When a coalition of US and European scientists published the first draft of the human genome in Nature last year, the announcement left scientists elsewhere in the world feeling slightly left out. But in the last year, with proteomics taking the reins as the world’s biotech favorite, researchers on other continents — particularly in the Far East — have begun to assert themselves.
At the moment, nowhere is this more apparent than in Korea. Although the country’s R&D spending as a whole is small by Western standards, Korea is set to boost its proteomics research activities later this year with a $70 million initiative, just one part of the country’s 21st Century Frontier Science Program.
But that’s not to say Korea’s most recent foray into proteomics is the country’s first. With at least 40 research groups and 15 companies already involved in proteomics, the new initiative will further expand a burgeoning Korean biotech sector. Scheduled for launch in July, the project will help Korea “spread proteomics activities in an organized manner,” said Young Ki Paik, director of the Yonsei Proteome Research Center, and president of the Korean Human Proteome Organization.
Thus far, many of Korea’s ongoing proteomics projects have relied on funds originally earmarked for medical biotechnology and genomics, he said. The new proteomics initiative will mean dedicated annual funding from the Korean government of $7 million each year for the next 10 years.
Korea’s 21st Century Frontier Science Program, launched three years ago, is intended to help the country attain world-class competitiveness in selected areas of science and technology. It already supports a program in genomics for which the Korean government has earmarked an annual $10 million over the next decade.
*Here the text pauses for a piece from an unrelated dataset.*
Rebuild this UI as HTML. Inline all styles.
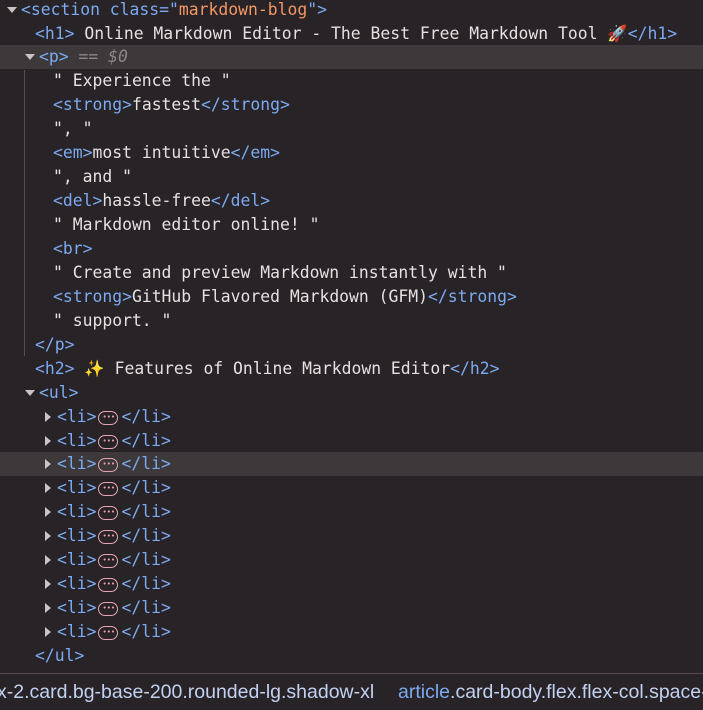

The new proteomics initiative will also facilitate a human liver proteome project, proposed by Young at a two-day scientific meeting of the Asia-Oceania Human Proteome Organization in Korea in late March. The project, aimed at identifying all the proteins found in human liver tissue, will involve academic and industrial research groups distributed across Australia, China, Japan, and Korea, and will be patterned along the lines of a public/private project currently underway in Germany to map the proteome of the human brain, Young told ProteoMonitor.
In addition to studying the proteins in liver, Korean researchers have also delved into other applications, and the March Asia-Oceania meeting provided a glimpse of the ongoing activities as well as future plans of Korea’s growing band of proteomics scientists.
At the meeting, Korean researchers presented their work studying samples of tissue such as human alveolar macrophages from asthma patients, cerebral cortex from patients with epilepsy, and stomach and liver cells from patients with gastric and hepatocellular carcinoma. “The quest is for novel biomarkers for early diagnosis and prognosis prediction,” says Yoo Yung Joon, associate professor of life sciences at the Kwangju Institute of Science and Technology, and scientific chairman of the Asia-Oceania meeting.
Young and his colleagues at the Yonsei Proteome Center believe they’ve already identified a candidate biomarker that may aid in the prognosis of hepatocellular carcinoma: isoforms of the enzyme aldehyde dehydrogenase.
Korean companies are also seeking biomarkers through collaborative projects with academic centers. In one example, researchers at EyeGen, a Korean biotechnology company based in Seoul and Yonsei University College of Medicine are jointly studying the proteomics of proliferative diabetic retinopathy.
Through comparative analysis using intraocular fluid, the EyeGen-Yonsei team has identified differentially expressed proteins — including a pigment epithelium-derived factor. The researchers are now trying to explore disease mechanisms in a bid to find diagnostic markers.
Korean companies — giant conglomerates as well as startups — are also investing in proteomics. “Private investments in proteomics remain undisclosed, but the number of proteomics companies is growing,” said Moon Hi Han, chairman of the Korean Bioventure Association.
Among the giants, Samsung, LG, and SK Corp. have demonstrated interest in the field by creating new “speciality” companies, setting up research centers, or investing in other startup ventures. Moon himself is the chief executive officer of Proteogen, a Korean proteomics company kickstarted two years ago with $1 million private and venture funding. Proteogen has developed a protein chip for antigen-antibody reactions, calling it the world’s most sensitive protein detection system.
Proteogen’s protein chip uses ProLinker, a proprietary organic bi-functional molecule with one side that attaches itself to the solid matrix, and the other binding tightly to the protein. “No further chemistry is involved, no intermediates,” said Moon. The chip should have applications in the search for new protein biomarkers, drug screening, as well as protein expression profile studies, Moon said.
The company is now seeking fresh investments. “Our target is $2 million,” said Moon. With the money, Proteogen plans to set up an application-oriented research branch in San Diego.